Look over the lines below. Report each one that includes the string "components".

** START INFORMATION SUPPLIED **

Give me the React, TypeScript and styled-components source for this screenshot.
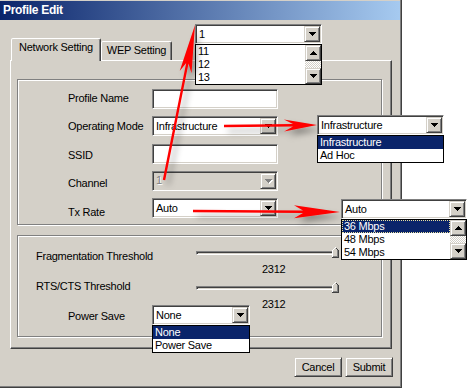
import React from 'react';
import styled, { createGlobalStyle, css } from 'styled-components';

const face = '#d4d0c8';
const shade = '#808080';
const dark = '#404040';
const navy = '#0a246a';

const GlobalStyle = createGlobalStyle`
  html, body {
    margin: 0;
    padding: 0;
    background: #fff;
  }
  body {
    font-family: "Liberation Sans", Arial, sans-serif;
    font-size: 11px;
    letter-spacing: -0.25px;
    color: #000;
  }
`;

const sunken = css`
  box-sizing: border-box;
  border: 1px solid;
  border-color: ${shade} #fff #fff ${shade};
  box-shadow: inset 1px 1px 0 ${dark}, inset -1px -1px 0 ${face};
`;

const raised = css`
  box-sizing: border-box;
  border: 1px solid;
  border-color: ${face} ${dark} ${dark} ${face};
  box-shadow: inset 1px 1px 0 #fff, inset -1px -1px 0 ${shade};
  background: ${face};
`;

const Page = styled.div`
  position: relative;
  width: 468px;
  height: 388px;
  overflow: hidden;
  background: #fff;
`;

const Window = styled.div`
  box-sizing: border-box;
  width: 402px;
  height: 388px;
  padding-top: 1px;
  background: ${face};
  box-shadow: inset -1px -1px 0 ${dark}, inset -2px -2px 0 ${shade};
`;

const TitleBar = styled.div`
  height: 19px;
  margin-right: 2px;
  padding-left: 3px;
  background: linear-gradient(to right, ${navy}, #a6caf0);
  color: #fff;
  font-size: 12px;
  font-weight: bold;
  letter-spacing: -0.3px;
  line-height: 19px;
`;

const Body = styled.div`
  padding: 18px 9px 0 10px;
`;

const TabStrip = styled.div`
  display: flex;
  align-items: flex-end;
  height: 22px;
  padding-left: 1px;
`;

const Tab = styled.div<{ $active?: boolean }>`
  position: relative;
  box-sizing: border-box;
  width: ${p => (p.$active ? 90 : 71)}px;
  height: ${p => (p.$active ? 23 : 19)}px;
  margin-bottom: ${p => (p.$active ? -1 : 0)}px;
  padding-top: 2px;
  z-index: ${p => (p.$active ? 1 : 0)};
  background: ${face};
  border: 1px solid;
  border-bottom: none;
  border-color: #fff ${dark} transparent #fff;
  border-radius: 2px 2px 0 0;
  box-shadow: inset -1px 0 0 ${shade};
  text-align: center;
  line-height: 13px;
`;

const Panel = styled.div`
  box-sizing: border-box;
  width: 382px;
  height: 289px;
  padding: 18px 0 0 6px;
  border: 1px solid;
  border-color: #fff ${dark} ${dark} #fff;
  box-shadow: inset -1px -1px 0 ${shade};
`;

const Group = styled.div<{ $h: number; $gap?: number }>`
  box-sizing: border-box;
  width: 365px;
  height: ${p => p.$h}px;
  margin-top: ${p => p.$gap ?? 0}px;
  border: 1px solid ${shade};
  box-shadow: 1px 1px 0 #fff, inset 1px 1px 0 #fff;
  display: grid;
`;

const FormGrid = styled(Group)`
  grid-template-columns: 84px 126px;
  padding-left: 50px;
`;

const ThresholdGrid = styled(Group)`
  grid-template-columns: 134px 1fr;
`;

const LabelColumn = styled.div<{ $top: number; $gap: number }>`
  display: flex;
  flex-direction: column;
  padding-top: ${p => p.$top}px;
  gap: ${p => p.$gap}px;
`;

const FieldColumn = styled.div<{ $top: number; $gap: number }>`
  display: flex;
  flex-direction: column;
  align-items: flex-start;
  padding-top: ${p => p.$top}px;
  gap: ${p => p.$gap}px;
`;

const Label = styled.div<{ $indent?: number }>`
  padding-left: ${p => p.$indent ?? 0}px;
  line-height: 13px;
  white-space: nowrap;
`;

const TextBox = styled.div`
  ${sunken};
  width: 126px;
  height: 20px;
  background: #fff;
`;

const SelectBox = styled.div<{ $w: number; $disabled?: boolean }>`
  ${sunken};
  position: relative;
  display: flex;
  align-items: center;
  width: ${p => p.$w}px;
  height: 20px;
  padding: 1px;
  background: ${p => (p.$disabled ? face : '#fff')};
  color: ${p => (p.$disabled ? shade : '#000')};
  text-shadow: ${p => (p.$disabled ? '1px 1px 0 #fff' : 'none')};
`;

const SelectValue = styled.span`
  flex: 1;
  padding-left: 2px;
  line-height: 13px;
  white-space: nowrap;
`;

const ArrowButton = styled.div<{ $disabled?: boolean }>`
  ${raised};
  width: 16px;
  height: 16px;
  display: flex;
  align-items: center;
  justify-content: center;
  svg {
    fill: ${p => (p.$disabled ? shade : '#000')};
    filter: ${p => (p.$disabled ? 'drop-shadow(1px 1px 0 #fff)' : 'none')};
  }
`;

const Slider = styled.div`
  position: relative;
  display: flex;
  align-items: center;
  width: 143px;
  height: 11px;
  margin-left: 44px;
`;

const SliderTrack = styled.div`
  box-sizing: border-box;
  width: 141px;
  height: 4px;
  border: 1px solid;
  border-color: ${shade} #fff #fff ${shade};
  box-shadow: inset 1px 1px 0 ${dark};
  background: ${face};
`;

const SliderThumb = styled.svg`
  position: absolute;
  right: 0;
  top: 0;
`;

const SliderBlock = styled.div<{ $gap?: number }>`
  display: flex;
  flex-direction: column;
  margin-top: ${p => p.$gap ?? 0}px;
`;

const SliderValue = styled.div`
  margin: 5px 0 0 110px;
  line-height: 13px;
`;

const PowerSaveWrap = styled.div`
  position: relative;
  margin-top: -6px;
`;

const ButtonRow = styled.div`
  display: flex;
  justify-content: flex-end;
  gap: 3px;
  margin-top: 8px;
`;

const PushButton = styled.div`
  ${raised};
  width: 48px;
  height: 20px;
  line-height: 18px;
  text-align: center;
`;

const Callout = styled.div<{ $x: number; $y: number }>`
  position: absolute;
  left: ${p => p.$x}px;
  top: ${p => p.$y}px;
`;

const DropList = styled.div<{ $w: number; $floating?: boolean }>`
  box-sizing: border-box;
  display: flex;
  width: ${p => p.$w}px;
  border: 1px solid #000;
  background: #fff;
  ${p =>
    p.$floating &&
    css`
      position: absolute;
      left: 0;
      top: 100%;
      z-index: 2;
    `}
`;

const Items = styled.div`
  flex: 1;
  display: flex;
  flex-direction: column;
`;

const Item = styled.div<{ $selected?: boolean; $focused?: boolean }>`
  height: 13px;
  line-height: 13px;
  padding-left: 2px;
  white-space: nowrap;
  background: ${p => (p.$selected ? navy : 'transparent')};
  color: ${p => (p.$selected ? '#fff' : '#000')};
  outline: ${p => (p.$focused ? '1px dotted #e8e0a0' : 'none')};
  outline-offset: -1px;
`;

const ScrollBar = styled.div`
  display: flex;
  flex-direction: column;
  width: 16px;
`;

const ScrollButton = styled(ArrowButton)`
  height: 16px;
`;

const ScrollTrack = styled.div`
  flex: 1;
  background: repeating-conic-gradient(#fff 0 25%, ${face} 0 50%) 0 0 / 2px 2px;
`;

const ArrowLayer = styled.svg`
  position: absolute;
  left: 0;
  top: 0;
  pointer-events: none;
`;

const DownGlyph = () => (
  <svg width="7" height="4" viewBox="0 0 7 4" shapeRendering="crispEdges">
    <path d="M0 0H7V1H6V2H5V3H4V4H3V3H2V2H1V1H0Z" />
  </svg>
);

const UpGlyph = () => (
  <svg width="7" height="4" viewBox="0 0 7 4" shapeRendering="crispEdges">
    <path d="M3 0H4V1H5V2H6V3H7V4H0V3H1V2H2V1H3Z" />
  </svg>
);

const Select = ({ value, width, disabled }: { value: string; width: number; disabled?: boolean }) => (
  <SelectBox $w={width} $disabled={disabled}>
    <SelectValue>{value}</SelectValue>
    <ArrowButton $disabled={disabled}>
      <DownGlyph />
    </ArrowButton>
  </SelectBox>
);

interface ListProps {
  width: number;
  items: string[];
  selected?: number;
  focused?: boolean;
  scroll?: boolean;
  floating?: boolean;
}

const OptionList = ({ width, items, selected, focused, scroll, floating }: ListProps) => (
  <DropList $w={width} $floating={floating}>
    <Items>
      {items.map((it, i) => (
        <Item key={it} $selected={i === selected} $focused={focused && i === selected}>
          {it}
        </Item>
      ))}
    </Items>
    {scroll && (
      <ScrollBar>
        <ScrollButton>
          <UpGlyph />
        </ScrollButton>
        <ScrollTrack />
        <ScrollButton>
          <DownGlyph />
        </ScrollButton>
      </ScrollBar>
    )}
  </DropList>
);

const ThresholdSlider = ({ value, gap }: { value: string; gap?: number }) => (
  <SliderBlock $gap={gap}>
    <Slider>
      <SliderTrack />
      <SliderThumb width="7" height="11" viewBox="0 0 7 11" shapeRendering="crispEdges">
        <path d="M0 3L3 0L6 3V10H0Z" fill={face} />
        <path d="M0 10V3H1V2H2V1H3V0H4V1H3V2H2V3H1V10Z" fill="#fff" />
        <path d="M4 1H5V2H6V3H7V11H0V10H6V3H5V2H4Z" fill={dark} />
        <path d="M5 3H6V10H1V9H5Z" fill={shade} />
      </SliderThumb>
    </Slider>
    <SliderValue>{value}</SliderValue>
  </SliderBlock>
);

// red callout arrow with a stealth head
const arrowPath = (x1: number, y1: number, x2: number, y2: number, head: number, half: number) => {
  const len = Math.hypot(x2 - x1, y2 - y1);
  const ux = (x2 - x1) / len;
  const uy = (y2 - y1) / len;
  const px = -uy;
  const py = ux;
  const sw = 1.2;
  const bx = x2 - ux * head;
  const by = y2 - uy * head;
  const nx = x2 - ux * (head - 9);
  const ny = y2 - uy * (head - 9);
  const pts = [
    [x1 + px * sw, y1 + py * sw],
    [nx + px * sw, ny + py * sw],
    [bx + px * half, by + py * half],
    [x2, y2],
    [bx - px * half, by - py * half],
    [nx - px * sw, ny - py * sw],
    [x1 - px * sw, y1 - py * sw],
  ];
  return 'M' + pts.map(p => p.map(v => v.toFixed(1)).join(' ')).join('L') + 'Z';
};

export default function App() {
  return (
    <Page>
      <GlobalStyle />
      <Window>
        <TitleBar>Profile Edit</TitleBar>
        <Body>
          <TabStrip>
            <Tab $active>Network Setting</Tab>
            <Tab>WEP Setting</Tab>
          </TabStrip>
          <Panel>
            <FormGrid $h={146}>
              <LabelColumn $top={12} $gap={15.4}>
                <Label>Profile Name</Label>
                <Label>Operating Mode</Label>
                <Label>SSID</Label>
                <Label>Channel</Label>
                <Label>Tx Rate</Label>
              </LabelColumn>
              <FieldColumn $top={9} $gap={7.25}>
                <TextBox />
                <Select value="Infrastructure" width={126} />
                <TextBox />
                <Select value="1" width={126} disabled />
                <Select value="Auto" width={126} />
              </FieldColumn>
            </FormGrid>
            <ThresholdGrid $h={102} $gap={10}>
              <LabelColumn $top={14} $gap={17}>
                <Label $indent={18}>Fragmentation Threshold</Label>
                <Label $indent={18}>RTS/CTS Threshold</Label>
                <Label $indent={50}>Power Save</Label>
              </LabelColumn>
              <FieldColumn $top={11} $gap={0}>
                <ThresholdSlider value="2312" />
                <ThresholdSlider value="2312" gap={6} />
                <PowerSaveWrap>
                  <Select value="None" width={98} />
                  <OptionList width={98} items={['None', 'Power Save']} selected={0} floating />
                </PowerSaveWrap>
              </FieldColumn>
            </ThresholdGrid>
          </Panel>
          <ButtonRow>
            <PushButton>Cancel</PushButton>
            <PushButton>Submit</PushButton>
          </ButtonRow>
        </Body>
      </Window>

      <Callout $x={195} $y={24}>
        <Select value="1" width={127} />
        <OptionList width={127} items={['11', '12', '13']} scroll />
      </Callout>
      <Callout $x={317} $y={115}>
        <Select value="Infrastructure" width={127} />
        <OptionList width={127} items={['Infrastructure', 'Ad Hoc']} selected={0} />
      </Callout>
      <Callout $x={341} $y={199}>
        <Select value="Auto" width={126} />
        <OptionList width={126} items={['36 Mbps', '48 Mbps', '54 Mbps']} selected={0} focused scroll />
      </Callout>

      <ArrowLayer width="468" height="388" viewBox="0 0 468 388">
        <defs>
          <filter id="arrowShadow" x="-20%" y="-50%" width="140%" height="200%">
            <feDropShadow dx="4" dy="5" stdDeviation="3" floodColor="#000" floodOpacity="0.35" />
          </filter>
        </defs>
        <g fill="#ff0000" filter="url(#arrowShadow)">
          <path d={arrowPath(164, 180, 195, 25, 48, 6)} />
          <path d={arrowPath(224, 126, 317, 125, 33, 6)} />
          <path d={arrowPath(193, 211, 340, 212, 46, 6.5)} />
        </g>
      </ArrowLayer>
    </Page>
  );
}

** END INFORMATION SUPPLIED **

## FINISHED EXERCISE
Give me the React, TypeScript and styled-components source for this screenshot.
import styled, { createGlobalStyle, css } from 'styled-components';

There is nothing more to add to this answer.